▶ Supplied material:
======

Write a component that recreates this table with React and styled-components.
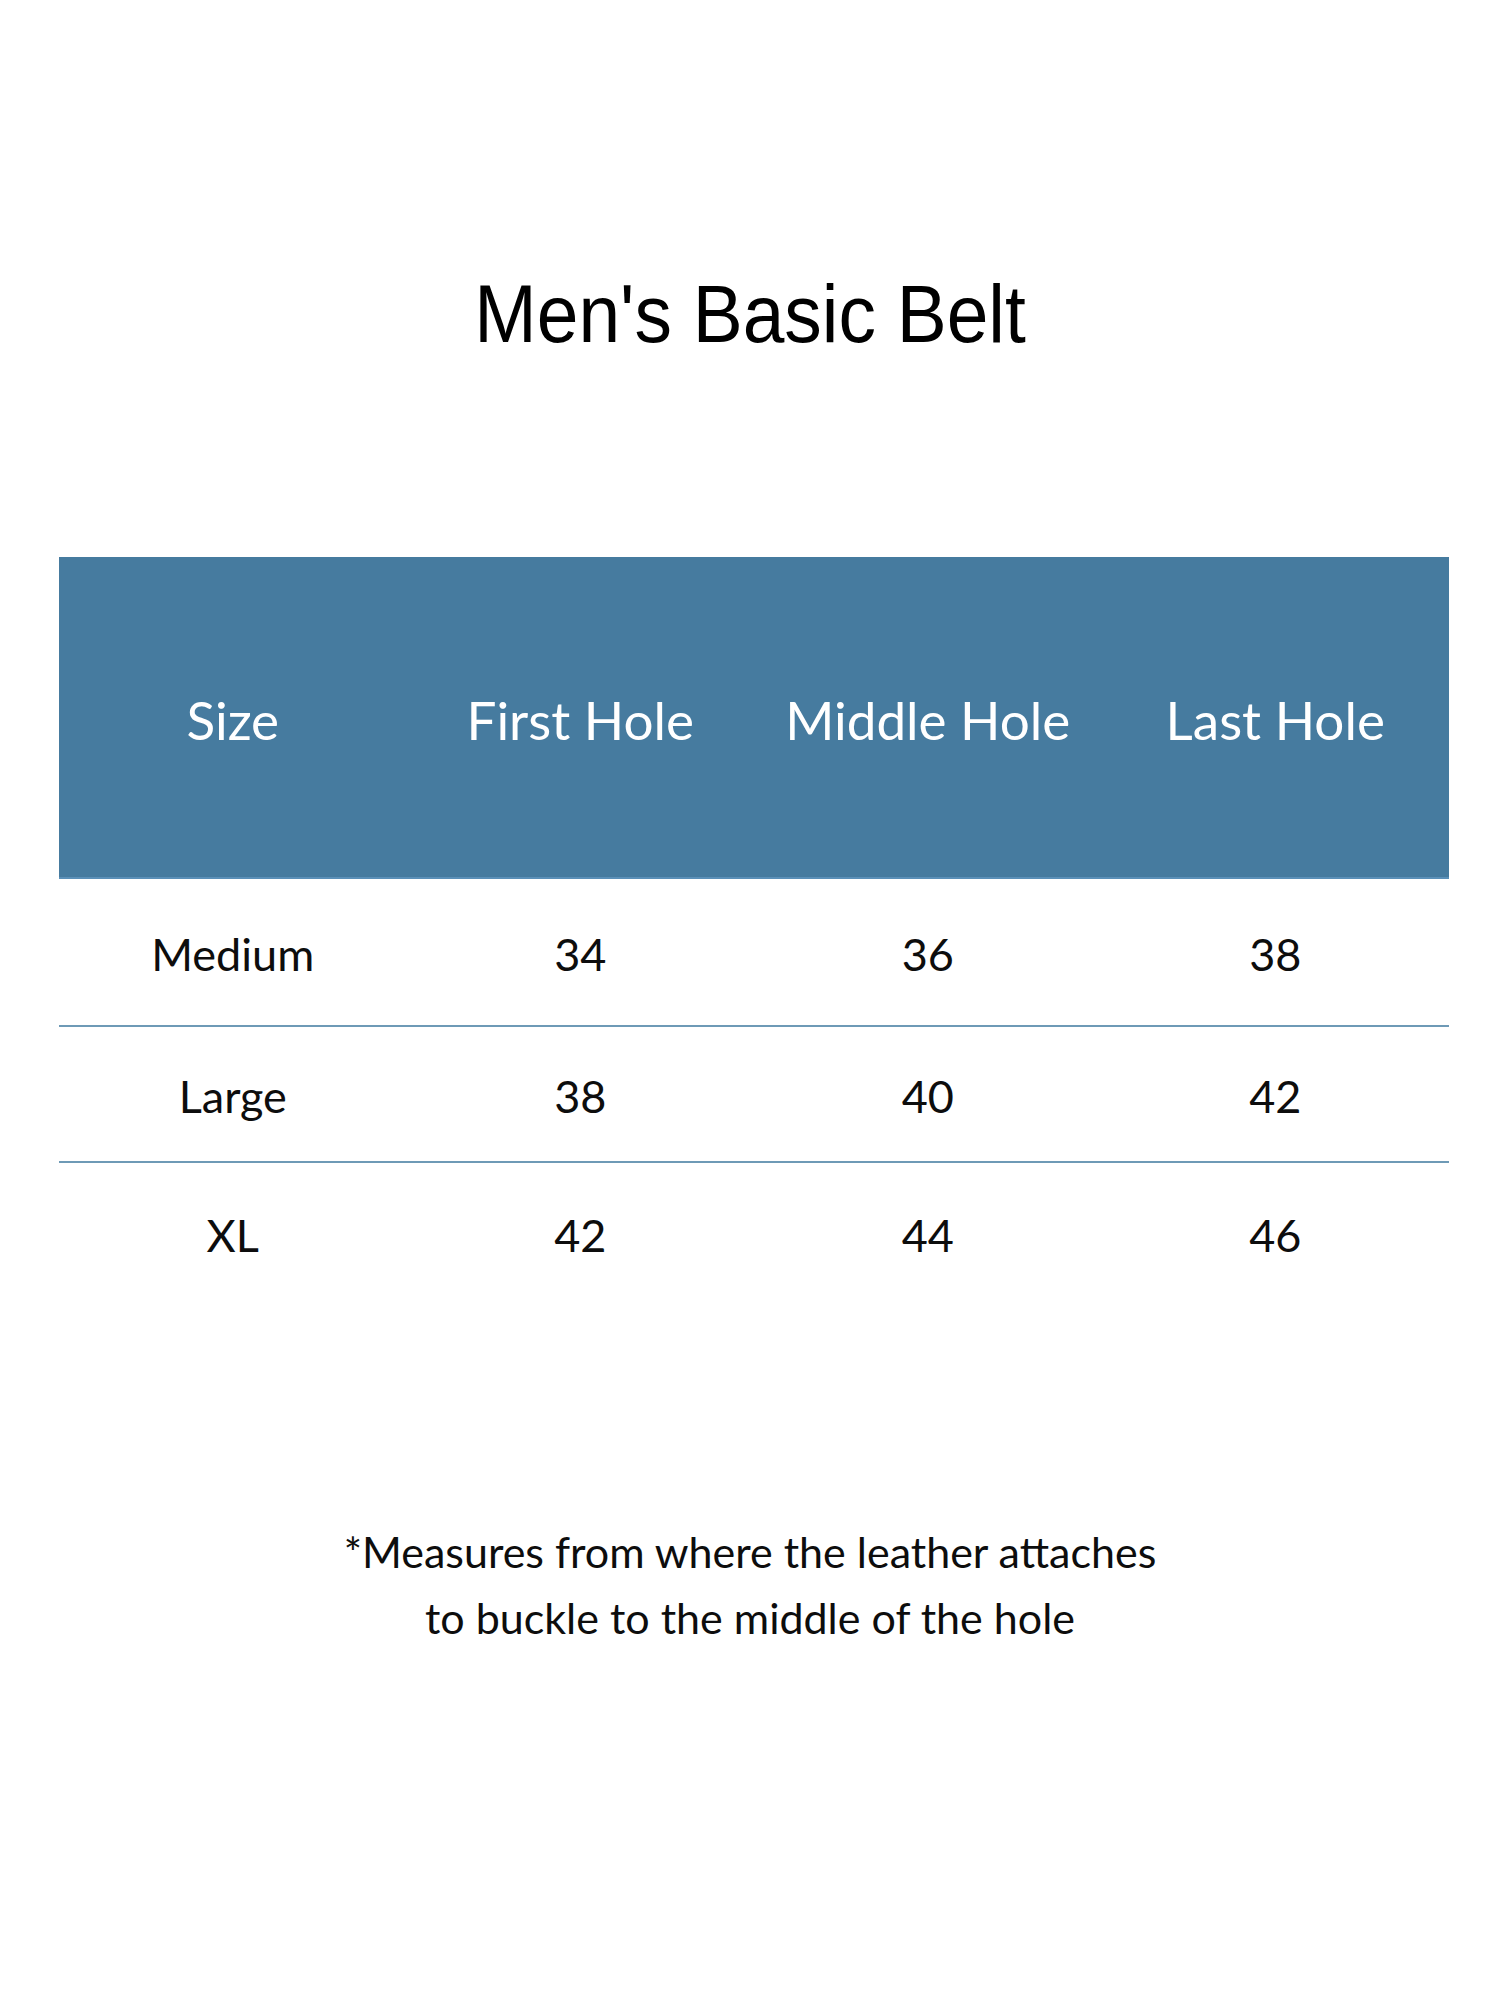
import React from 'react';
import styled, { createGlobalStyle } from "styled-components";

const rows = [
  { size: "Medium", first: 34, middle: 36, last: 38, h: 148 },
  { size: "Large", first: 38, middle: 40, last: 42, h: 136 },
  { size: "XL", first: 42, middle: 44, last: 46, h: 140 },
];

const App = () => {
  return (
    <Page>
      <GlobalStyle />
      <TitleWrap>
        <Title>Men's Basic Belt</Title>
      </TitleWrap>

      <Table>
        <HeadRow>
          <HeadCell>Size</HeadCell>
          <HeadCell>First Hole</HeadCell>
          <HeadCell>Middle Hole</HeadCell>
          <HeadCell>Last Hole</HeadCell>
        </HeadRow>
        {rows.map((r, i) => (
          <BodyRow key={r.size} $h={r.h} $last={i === rows.length - 1}>
            <Cell>{r.size}</Cell>
            <Cell>{r.first}</Cell>
            <Cell>{r.middle}</Cell>
            <Cell>{r.last}</Cell>
          </BodyRow>
        ))}
      </Table>

      <Note>
        *Measures from where the leather attaches
        <br />
        to buckle to the middle of the hole
      </Note>
    </Page>
  );
};

export default App;



const GlobalStyle = createGlobalStyle`
  html, body {
    margin: 0;
    padding: 0;
    background: #ffffff;
  }
`;

const Page = styled.div`
  width: 1500px;
  height: 2000px;
  background: #fff;
  display: flex;
  flex-direction: column;
  align-items: center;
`;

const TitleWrap = styled.div`
  margin-top: 264px;
  height: 100px;
  display: flex;
  justify-content: center;
`;

const Title = styled.h1`
  margin: 0;
  display: inline-block;
  font-family: "Liberation Sans", Arial, sans-serif;
  font-weight: 400;
  font-size: 81px;
  line-height: 100px;
  color: #000;
  transform: scaleX(0.925);
  white-space: nowrap;
`;

const Table = styled.div`
  margin-top: 193px;
  margin-left: 8px;
  width: 1390px;
  display: flex;
  flex-direction: column;
  font-family: Lato, "Open Sans", sans-serif;
`;

const HeadRow = styled.div`
  height: 322px;
  box-sizing: border-box;
  background: #467b9f;
  border-bottom: 2px solid #5b90b8;
  display: grid;
  grid-template-columns: repeat(4, 1fr);
  align-items: center;
`;

const HeadCell = styled.div`
  text-align: center;
  color: #fff;
  font-size: 53px;
  padding-top: 4px;
`;

const BodyRow = styled.div`
  height: ${(p) => p.$h}px;
  box-sizing: border-box;
  border-bottom: ${(p) => (p.$last ? "none" : "2px solid #6e9ab6")};
  display: grid;
  grid-template-columns: repeat(4, 1fr);
  align-items: center;
`;

const Cell = styled.div`
  text-align: center;
  color: #0d0d0d;
  font-size: 45px;
  padding-top: 3px;
`;

const Note = styled.p`
  margin: 216px 0 0;
  font-family: Lato, "Open Sans", sans-serif;
  font-size: 43px;
  line-height: 66px;
  color: #0d0d0d;
  text-align: center;
`;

======

▶ What you have to do: Write out the full listing verbatim, excluding its pictures.

▶ Worked answer:
Write a component that recreates this table with React and styled-components.
import React from 'react';
import styled, { createGlobalStyle } from "styled-components";

const rows = [
  { size: "Medium", first: 34, middle: 36, last: 38, h: 148 },
  { size: "Large", first: 38, middle: 40, last: 42, h: 136 },
  { size: "XL", first: 42, middle: 44, last: 46, h: 140 },
];

const App = () => {
  return (
    <Page>
      <GlobalStyle />
      <TitleWrap>
        <Title>Men's Basic Belt</Title>
      </TitleWrap>

      <Table>
        <HeadRow>
          <HeadCell>Size</HeadCell>
          <HeadCell>First Hole</HeadCell>
          <HeadCell>Middle Hole</HeadCell>
          <HeadCell>Last Hole</HeadCell>
        </HeadRow>
        {rows.map((r, i) => (
          <BodyRow key={r.size} $h={r.h} $last={i === rows.length - 1}>
            <Cell>{r.size}</Cell>
            <Cell>{r.first}</Cell>
            <Cell>{r.middle}</Cell>
            <Cell>{r.last}</Cell>
          </BodyRow>
        ))}
      </Table>

      <Note>
        *Measures from where the leather attaches
        <br />
        to buckle to the middle of the hole
      </Note>
    </Page>
  );
};

export default App;



const GlobalStyle = createGlobalStyle`
  html, body {
    margin: 0;
    padding: 0;
    background: #ffffff;
  }
`;

const Page = styled.div`
  width: 1500px;
  height: 2000px;
  background: #fff;
  display: flex;
  flex-direction: column;
  align-items: center;
`;

const TitleWrap = styled.div`
  margin-top: 264px;
  height: 100px;
  display: flex;
  justify-content: center;
`;

const Title = styled.h1`
  margin: 0;
  display: inline-block;
  font-family: "Liberation Sans", Arial, sans-serif;
  font-weight: 400;
  font-size: 81px;
  line-height: 100px;
  color: #000;
  transform: scaleX(0.925);
  white-space: nowrap;
`;

const Table = styled.div`
  margin-top: 193px;
  margin-left: 8px;
  width: 1390px;
  display: flex;
  flex-direction: column;
  font-family: Lato, "Open Sans", sans-serif;
`;

const HeadRow = styled.div`
  height: 322px;
  box-sizing: border-box;
  background: #467b9f;
  border-bottom: 2px solid #5b90b8;
  display: grid;
  grid-template-columns: repeat(4, 1fr);
  align-items: center;
`;

const HeadCell = styled.div`
  text-align: center;
  color: #fff;
  font-size: 53px;
  padding-top: 4px;
`;

const BodyRow = styled.div`
  height: ${(p) => p.$h}px;
  box-sizing: border-box;
  border-bottom: ${(p) => (p.$last ? "none" : "2px solid #6e9ab6")};
  display: grid;
  grid-template-columns: repeat(4, 1fr);
  align-items: center;
`;

const Cell = styled.div`
  text-align: center;
  color: #0d0d0d;
  font-size: 45px;
  padding-top: 3px;
`;

const Note = styled.p`
  margin: 216px 0 0;
  font-family: Lato, "Open Sans", sans-serif;
  font-size: 43px;
  line-height: 66px;
  color: #0d0d0d;
  text-align: center;
`;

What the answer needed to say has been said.